# Exercise materials
* * *

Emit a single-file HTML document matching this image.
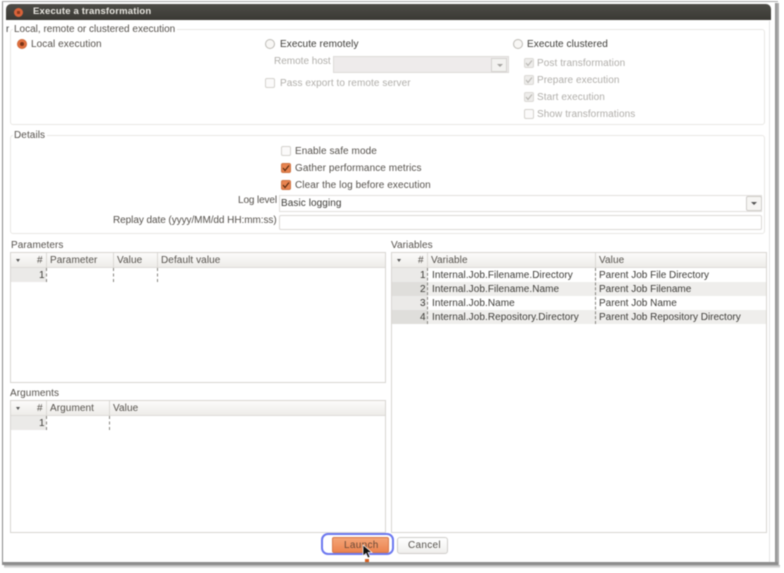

* * *

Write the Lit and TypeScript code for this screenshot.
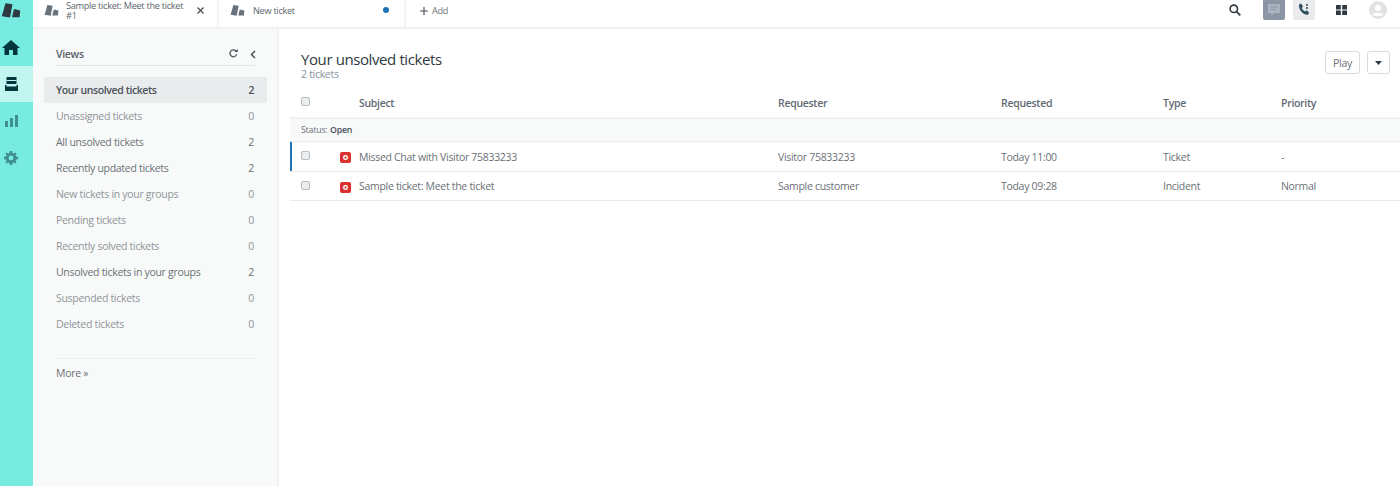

* * *

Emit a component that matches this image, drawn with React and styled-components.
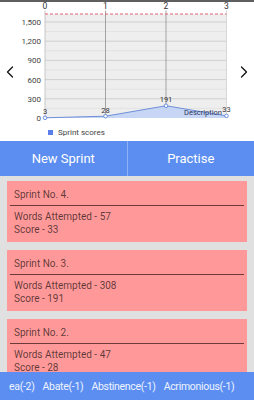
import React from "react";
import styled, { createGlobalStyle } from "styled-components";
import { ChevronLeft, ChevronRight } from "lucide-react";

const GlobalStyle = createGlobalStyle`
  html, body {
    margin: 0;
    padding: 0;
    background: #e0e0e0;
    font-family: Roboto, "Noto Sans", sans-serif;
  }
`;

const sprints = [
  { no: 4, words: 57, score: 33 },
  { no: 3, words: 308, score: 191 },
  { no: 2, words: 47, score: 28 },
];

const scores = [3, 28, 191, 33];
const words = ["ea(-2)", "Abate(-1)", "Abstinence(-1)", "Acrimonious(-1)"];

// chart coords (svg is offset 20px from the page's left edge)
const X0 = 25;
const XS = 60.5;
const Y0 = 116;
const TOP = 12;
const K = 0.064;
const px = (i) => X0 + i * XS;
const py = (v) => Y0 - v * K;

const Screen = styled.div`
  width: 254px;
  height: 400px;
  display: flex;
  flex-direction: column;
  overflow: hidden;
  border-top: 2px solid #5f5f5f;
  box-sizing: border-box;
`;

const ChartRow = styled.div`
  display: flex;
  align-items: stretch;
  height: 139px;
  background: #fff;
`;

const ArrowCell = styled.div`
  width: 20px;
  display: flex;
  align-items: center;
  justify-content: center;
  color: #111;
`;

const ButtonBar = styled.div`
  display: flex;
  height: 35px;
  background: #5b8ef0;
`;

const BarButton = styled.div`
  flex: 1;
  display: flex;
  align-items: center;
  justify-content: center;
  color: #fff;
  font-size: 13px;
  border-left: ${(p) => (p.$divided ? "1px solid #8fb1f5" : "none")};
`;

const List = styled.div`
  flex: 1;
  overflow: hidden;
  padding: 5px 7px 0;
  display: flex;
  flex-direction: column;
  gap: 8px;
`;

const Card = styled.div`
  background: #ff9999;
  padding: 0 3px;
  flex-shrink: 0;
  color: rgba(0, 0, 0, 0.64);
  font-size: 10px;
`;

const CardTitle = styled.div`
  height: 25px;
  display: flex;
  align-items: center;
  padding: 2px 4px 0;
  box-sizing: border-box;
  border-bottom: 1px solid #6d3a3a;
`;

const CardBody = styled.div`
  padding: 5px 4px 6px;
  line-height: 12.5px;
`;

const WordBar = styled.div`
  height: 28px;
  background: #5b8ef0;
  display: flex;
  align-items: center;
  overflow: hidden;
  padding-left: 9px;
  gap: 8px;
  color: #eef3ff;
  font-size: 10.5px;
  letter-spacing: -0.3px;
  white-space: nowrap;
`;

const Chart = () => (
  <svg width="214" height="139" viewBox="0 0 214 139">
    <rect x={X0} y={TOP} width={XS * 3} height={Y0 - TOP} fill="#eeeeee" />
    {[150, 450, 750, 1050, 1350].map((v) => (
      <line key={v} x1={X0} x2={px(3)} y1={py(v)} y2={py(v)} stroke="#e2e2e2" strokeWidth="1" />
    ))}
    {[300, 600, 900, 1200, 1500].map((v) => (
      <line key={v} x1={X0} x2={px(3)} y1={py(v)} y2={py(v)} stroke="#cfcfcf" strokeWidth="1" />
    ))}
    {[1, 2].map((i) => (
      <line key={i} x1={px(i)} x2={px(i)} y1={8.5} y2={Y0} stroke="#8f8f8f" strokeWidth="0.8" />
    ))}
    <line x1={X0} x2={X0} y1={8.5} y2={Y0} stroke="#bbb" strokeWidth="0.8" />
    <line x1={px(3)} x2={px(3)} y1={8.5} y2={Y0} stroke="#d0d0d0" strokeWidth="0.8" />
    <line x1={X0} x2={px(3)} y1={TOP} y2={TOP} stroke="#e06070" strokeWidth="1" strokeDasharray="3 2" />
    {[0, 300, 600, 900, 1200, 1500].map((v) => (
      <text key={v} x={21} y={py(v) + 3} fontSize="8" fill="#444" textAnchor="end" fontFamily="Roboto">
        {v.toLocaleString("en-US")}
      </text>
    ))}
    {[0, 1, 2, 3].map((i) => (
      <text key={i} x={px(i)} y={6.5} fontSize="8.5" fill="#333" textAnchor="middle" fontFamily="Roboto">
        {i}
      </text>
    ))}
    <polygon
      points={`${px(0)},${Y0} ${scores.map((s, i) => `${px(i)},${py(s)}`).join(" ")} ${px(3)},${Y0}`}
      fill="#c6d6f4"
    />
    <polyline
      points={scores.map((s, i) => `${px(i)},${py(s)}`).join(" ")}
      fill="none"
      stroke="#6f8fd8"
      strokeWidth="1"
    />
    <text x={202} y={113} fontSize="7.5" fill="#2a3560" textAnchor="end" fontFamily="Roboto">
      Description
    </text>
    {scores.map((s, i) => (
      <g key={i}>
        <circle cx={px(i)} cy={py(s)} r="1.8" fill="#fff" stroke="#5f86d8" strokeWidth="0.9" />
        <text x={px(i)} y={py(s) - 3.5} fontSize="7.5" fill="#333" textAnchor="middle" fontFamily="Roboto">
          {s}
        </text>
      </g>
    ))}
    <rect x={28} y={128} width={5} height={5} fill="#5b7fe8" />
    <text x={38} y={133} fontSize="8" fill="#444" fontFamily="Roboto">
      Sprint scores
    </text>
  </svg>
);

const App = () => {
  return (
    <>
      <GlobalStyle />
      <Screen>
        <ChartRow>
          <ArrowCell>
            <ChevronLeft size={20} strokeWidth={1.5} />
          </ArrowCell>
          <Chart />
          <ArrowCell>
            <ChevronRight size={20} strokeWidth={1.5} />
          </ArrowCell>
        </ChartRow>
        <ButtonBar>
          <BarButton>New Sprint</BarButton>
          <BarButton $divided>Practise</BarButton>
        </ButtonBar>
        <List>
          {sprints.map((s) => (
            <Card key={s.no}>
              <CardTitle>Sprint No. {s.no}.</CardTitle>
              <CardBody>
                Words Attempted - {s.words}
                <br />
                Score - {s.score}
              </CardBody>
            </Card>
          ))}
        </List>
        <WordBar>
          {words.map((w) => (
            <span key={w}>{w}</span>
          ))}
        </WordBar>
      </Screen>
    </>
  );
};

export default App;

* * *

Pull out every line in the material above where "Emit" occurs.

Emit a single-file HTML document matching this image.
Emit a component that matches this image, drawn with React and styled-components.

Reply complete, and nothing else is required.